I have seen it stated in one of your remarkably versatile and "Graphic" journals that I have boasted of having come here with the idea of making some money in the United States. But bless your hearts and souls, gentlemen of the Lotos Club, I assure you that I have no such idea! [Laughter.] I am really speaking to you seriously when I say that it was by merest accident that upon taking my ticket for Australia, I was told by my energetic manager that I might see a most interesting and picturesque country by crossing the Rocky Mountains and embarking at San Francisco, instead of going by way of the Suez Canal and the Red Sea. I had seen your Rocky Mountains, it is true, but I had seen them in March; and now I shall see them at the end of January, and that is really one of the main purposes of my journey. If from time to time in my passage I do deliver a few incoherent utterances, these utterances will not be prompted by any desire for pelf. That is far from my thoughts, but still if anyone wants to pay two dollars, or seventy-five cents, to hear those incoherent utterances you may be assured that my managers and myself will do our utmost to devote the funds accruing therefrom to purposes of mercy and of charity. [Applause.] I am sure you believe every word that I say; and that Australia is my objective. [Laughter.]
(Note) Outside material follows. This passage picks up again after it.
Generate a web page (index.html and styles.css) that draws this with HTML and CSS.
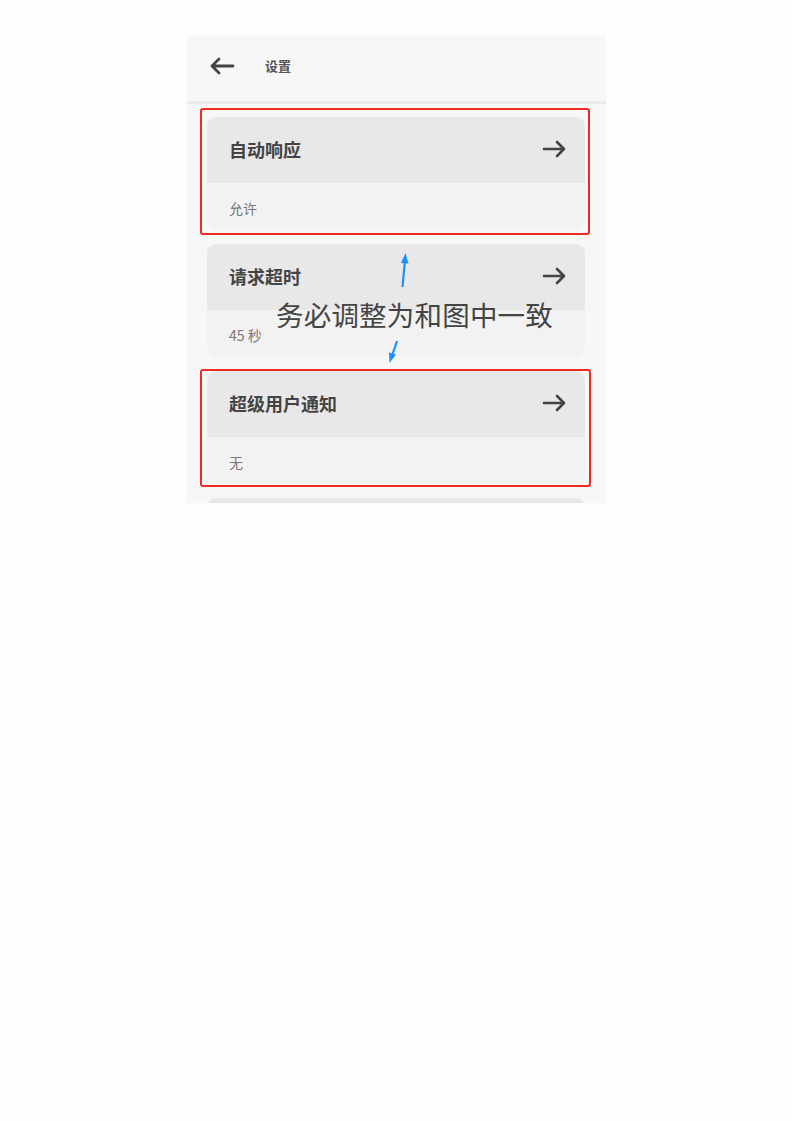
FILE: index.html
```html
<!DOCTYPE html>
<html lang="zh-CN">
<head>
	<meta charset="UTF-8">
	<meta name="viewport" content="width=device-width, initial-scale=1.0">
	<title>设置</title>
	<link rel="stylesheet" href="styles.css">
</head>
<body>
	<div class="screen">
		<div class="topbar">
			<svg class="back" width="26" height="18" viewBox="0 0 26 18">
				<path d="M24 9H3M10 2L3 9l7 7" fill="none" stroke="#444" stroke-width="2.8" stroke-linecap="round" stroke-linejoin="round"/>
			</svg>
			<span class="title">设置</span>
		</div>

		<div class="list">
			<div class="card">
				<div class="card-head">
					<span class="card-title">自动响应</span>
					<svg class="go" width="25" height="18" viewBox="0 0 25 18">
						<path d="M2 9h20M15 2l7 7-7 7" fill="none" stroke="#444" stroke-width="2.6" stroke-linecap="round" stroke-linejoin="round"/>
					</svg>
				</div>
				<div class="card-body">允许</div>
			</div>

			<div class="card">
				<div class="card-head">
					<span class="card-title">请求超时</span>
					<svg class="go" width="25" height="18" viewBox="0 0 25 18">
						<path d="M2 9h20M15 2l7 7-7 7" fill="none" stroke="#444" stroke-width="2.6" stroke-linecap="round" stroke-linejoin="round"/>
					</svg>
				</div>
				<div class="card-body">45 秒</div>
			</div>

			<div class="card">
				<div class="card-head">
					<span class="card-title">超级用户通知</span>
					<svg class="go" width="25" height="18" viewBox="0 0 25 18">
						<path d="M2 9h20M15 2l7 7-7 7" fill="none" stroke="#444" stroke-width="2.6" stroke-linecap="round" stroke-linejoin="round"/>
					</svg>
				</div>
				<div class="card-body">无</div>
			</div>

			<div class="card">
				<div class="card-head"></div>
			</div>
		</div>

		<!-- annotation layer -->
		<div class="mark mark-1"></div>
		<div class="mark mark-2"></div>
		<svg class="pointers" width="419" height="467" viewBox="0 0 419 467">
			<path d="M215.5 251 L218 224" stroke="#1e8fff" stroke-width="2.2" fill="none"/>
			<path d="M218.5 217 L214 227 L221.5 227.5 Z" fill="#1e8fff"/>
			<path d="M210 305 L205 320" stroke="#1e8fff" stroke-width="2.2" fill="none"/>
			<path d="M202.5 327 L202 316.5 L209 318.5 Z" fill="#1e8fff"/>
		</svg>
		<div class="note">务必调整为和图中一致</div>
	</div>
</body>
</html>
```

FILE: styles.css
```css
* {
	margin: 0;
	padding: 0;
	box-sizing: border-box;
}

body {
	background: #fdfdfd;
	font-family: "Noto Sans CJK SC", "Noto Sans", sans-serif;
}

.screen {
	position: relative;
	width: 419px;
	height: 467px;
	margin: 36px 0 0 187px;
	background: #f7f7f7;
	overflow: hidden;
}

.topbar {
	height: 68px;
	display: flex;
	align-items: center;
	padding: 0 0 6px 22px;
	border-bottom: 3px solid #ececec;
}

.back {
	margin-right: 30px;
}

.title {
	font-size: 13px;
	font-weight: 700;
	color: #555;
}

.list {
	display: flex;
	flex-direction: column;
	gap: 15px;
	padding: 13px 21px 0 20px;
}

.card {
	border-radius: 9px;
	overflow: hidden;
	background: #f2f2f2;
}

.card-head {
	height: 66px;
	background: #e8e8e8;
	display: flex;
	align-items: center;
	justify-content: space-between;
	padding: 0 18px 3px 22px;
}

.card-title {
	font-size: 18px;
	font-weight: 700;
	color: #444;
}

.card-body {
	height: 46px;
	padding: 15px 0 0 22px;
	font-size: 14px;
	color: #777;
}

.mark {
	position: absolute;
	border: 2.5px solid #ee2a22;
	border-radius: 3px;
}

.mark-1 {
	left: 13px;
	top: 72px;
	width: 390px;
	height: 127px;
}

.mark-2 {
	left: 13px;
	top: 333px;
	width: 391px;
	height: 118px;
}

.pointers {
	position: absolute;
	left: 0;
	top: 0;
}

.note {
	position: absolute;
	left: 89px;
	top: 262px;
	font-size: 27.5px;
	line-height: 1.2;
	color: #444;
	letter-spacing: 0.2px;
}
```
But, seriously, I only conclude by saying that I do not believe a word of what your President has said. He does not believe now that for the past twenty years I have been and am an enemy of the United States. We were blinded, many of us, for the time being; we took a wrong lane for the time, just as many of your tourists and many of your Radicals have taken the wrong lane in England; but I think that differences of opinion should never alter friendships. And when we consider the number of years that have elapsed; when we consider that the wounds which I saw red and gaping and bleeding are now healed, scarcely leaving a scar, I think that the enemy might now be regarded as a friend; and that whatever unkind feelings were begotten in that terrible time should be now buried in the Red Sea of oblivion. [Applause.] There never before was a time when it was so expedient for England to say to America: "Don't quarrel!"

England is surrounded by enemies—by real enemies who hate her. Why? Because she tries to be honest; and she tries to be free. She is hated by Germans; and Germany equally hates the institutions of this country, because she sees the blood and the bone of intelligent Germany coming to the United States and becoming capable citizens, instead of carrying the needle-musket at home. She is hated by France, because France has got a Republic which she calls democratic and social, but which is still a tyranny—and the worst of all tyrannies, because the tyrant is a mob. I do not disguise the fact that we are surrounded by foes of every description; and for that reason and because blood is thicker than water, I say to Americans that, inasmuch as we have atoned for past offences (the Alabama and all other difficulties having been settled), no other difficulty should be permitted to rise; and if there be a place in all the world where real peace may be secured and perfect freedom reign, England and America should there join hands as against all the world in arms. [Applause.]

I have nothing more to say, except to entreat you to pardon my somewhat serious utterances because of the many painful reminiscences which your good-natured sarcasm has brought to my lips, although softened by the kindly and genial terms in which you have received me, and I beg you to accept the grateful expression of my heartfelt gratitude for this glorious reception. [Applause.]